§ RECORDED DATA
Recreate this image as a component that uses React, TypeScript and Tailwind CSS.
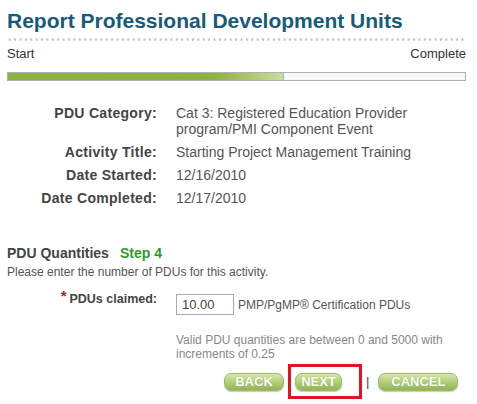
export default function App() {
  const rows: { label: string; value: string[] }[] = [
    { label: "PDU Category:", value: ["Cat 3: Registered Education Provider", "program/PMI Component Event"] },
    { label: "Activity Title:", value: ["Starting Project Management Training"] },
    { label: "Date Started:", value: ["12/16/2010"] },
    { label: "Date Completed:", value: ["12/17/2010"] },
  ];

  const btn =
    "h-[18px] rounded-[7px] border border-[#9cba6c] bg-gradient-to-b from-[#d6e8aa] via-[#b2cf78] to-[#92b455] text-[13px] leading-[16px] font-bold text-white [text-shadow:0_0_1px_#7d9c45] shadow-[0_1px_1px_#c8c8c8]";

  return (
    <div className="w-[477px] h-[404px] bg-white text-[#444] font-['Liberation_Sans',Arial,sans-serif] pl-[7px] pr-[11px]">
      <h1 className="pt-[9px] text-[21px] leading-[24px] font-bold text-[#165a7c]">
        Report Professional Development Units
      </h1>

      {/* dotted divider */}
      <div className="mt-[5px] h-[3px] bg-[radial-gradient(circle,#c2c2c2_1px,transparent_1.4px)] bg-[length:5.4px_3px] bg-repeat-x" />

      <div className="mt-[6px] flex justify-between text-[13px] leading-[14px] text-[#333]">
        <span>Start</span>
        <span>Complete</span>
      </div>

      {/* progress bar */}
      <div className="mt-[11px] h-[9px] flex border border-[#b0b0b0] bg-[#f8f8f8]">
        <div className="w-[276px] h-full bg-[linear-gradient(to_right,#8bb03c_0%,#8fb33f_75%,#c9dca2_100%)] border-r border-[#b0b0b0]" />
      </div>

      {/* details */}
      <div className="mt-[24px] flex flex-col gap-[7px] text-[14px] leading-[16px]">
        {rows.map((r) => (
          <div key={r.label} className="flex">
            <div className="w-[150px] text-right font-bold text-[#444] tracking-[0.3px]">{r.label}</div>
            <div className="ml-[19px] text-[#555]">
              {r.value.map((v) => (
                <div key={v}>{v}</div>
              ))}
            </div>
          </div>
        ))}
      </div>

      {/* PDU quantities */}
      <div className="mt-[39px] flex items-baseline text-[14px] leading-[16px] font-bold">
        <span className="text-[#444]">PDU Quantities</span>
        <span className="ml-[11px] text-[#2a9e2a]">Step 4</span>
      </div>
      <div className="mt-[4px] text-[12px] leading-[14px] text-[#555]">
        Please enter the number of PDUs for this activity.
      </div>

      <div className="mt-[9px] flex">
        <div className="w-[150px] flex justify-end text-[12.5px] leading-[16px] font-bold text-[#444]">
          <span className="text-[#b01c2e] text-[15px] mr-[3px]">*</span>
          <span className="pt-[3px]">PDUs claimed:</span>
        </div>
        <div className="ml-[19px] mt-[6px] flex items-center">
          <div className="w-[58px] h-[21px] border border-[#aaa] pl-[5px] text-[13px] leading-[19px] text-[#444]">
            10.00
          </div>
          <span className="ml-[4px] text-[12px] text-[#555]">PMP/PgMP® Certification PDUs</span>
        </div>
      </div>

      <div className="mt-[18px] ml-[169px] text-[12px] leading-[14px] text-[#888]">
        Valid PDU quantities are between 0 and 5000 with
        <br />
        increments of 0.25
      </div>

      {/* buttons */}
      <div className="mt-[3px] flex items-center">
        <button className={`ml-[217px] w-[60px] ${btn}`}>BACK</button>
        <div className="ml-[4px] flex border-[3px] border-[#e0141c] px-[4px] pt-[6px] pb-[5px] w-[74px]">
          <button className={`w-[47px] ${btn}`}>NEXT</button>
        </div>
        <span className="ml-[4px] text-[13px] leading-[16px] text-[#444]">|</span>
        <button className={`ml-[9px] w-[80px] ${btn}`}>CANCEL</button>
      </div>
    </div>
  );
}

§ YOUR TASK
Word for word, quote the lines above. Omit the pictures.

§ ANSWER TO THIS EXERCISE
Recreate this image as a component that uses React, TypeScript and Tailwind CSS.
export default function App() {
  const rows: { label: string; value: string[] }[] = [
    { label: "PDU Category:", value: ["Cat 3: Registered Education Provider", "program/PMI Component Event"] },
    { label: "Activity Title:", value: ["Starting Project Management Training"] },
    { label: "Date Started:", value: ["12/16/2010"] },
    { label: "Date Completed:", value: ["12/17/2010"] },
  ];

  const btn =
    "h-[18px] rounded-[7px] border border-[#9cba6c] bg-gradient-to-b from-[#d6e8aa] via-[#b2cf78] to-[#92b455] text-[13px] leading-[16px] font-bold text-white [text-shadow:0_0_1px_#7d9c45] shadow-[0_1px_1px_#c8c8c8]";

  return (
    <div className="w-[477px] h-[404px] bg-white text-[#444] font-['Liberation_Sans',Arial,sans-serif] pl-[7px] pr-[11px]">
      <h1 className="pt-[9px] text-[21px] leading-[24px] font-bold text-[#165a7c]">
        Report Professional Development Units
      </h1>

      {/* dotted divider */}
      <div className="mt-[5px] h-[3px] bg-[radial-gradient(circle,#c2c2c2_1px,transparent_1.4px)] bg-[length:5.4px_3px] bg-repeat-x" />

      <div className="mt-[6px] flex justify-between text-[13px] leading-[14px] text-[#333]">
        <span>Start</span>
        <span>Complete</span>
      </div>

      {/* progress bar */}
      <div className="mt-[11px] h-[9px] flex border border-[#b0b0b0] bg-[#f8f8f8]">
        <div className="w-[276px] h-full bg-[linear-gradient(to_right,#8bb03c_0%,#8fb33f_75%,#c9dca2_100%)] border-r border-[#b0b0b0]" />
      </div>

      {/* details */}
      <div className="mt-[24px] flex flex-col gap-[7px] text-[14px] leading-[16px]">
        {rows.map((r) => (
          <div key={r.label} className="flex">
            <div className="w-[150px] text-right font-bold text-[#444] tracking-[0.3px]">{r.label}</div>
            <div className="ml-[19px] text-[#555]">
              {r.value.map((v) => (
                <div key={v}>{v}</div>
              ))}
            </div>
          </div>
        ))}
      </div>

      {/* PDU quantities */}
      <div className="mt-[39px] flex items-baseline text-[14px] leading-[16px] font-bold">
        <span className="text-[#444]">PDU Quantities</span>
        <span className="ml-[11px] text-[#2a9e2a]">Step 4</span>
      </div>
      <div className="mt-[4px] text-[12px] leading-[14px] text-[#555]">
        Please enter the number of PDUs for this activity.
      </div>

      <div className="mt-[9px] flex">
        <div className="w-[150px] flex justify-end text-[12.5px] leading-[16px] font-bold text-[#444]">
          <span className="text-[#b01c2e] text-[15px] mr-[3px]">*</span>
          <span className="pt-[3px]">PDUs claimed:</span>
        </div>
        <div className="ml-[19px] mt-[6px] flex items-center">
          <div className="w-[58px] h-[21px] border border-[#aaa] pl-[5px] text-[13px] leading-[19px] text-[#444]">
            10.00
          </div>
          <span className="ml-[4px] text-[12px] text-[#555]">PMP/PgMP® Certification PDUs</span>
        </div>
      </div>

      <div className="mt-[18px] ml-[169px] text-[12px] leading-[14px] text-[#888]">
        Valid PDU quantities are between 0 and 5000 with
        <br />
        increments of 0.25
      </div>

      {/* buttons */}
      <div className="mt-[3px] flex items-center">
        <button className={`ml-[217px] w-[60px] ${btn}`}>BACK</button>
        <div className="ml-[4px] flex border-[3px] border-[#e0141c] px-[4px] pt-[6px] pb-[5px] w-[74px]">
          <button className={`w-[47px] ${btn}`}>NEXT</button>
        </div>
        <span className="ml-[4px] text-[13px] leading-[16px] text-[#444]">|</span>
        <button className={`ml-[9px] w-[80px] ${btn}`}>CANCEL</button>
      </div>
    </div>
  );
}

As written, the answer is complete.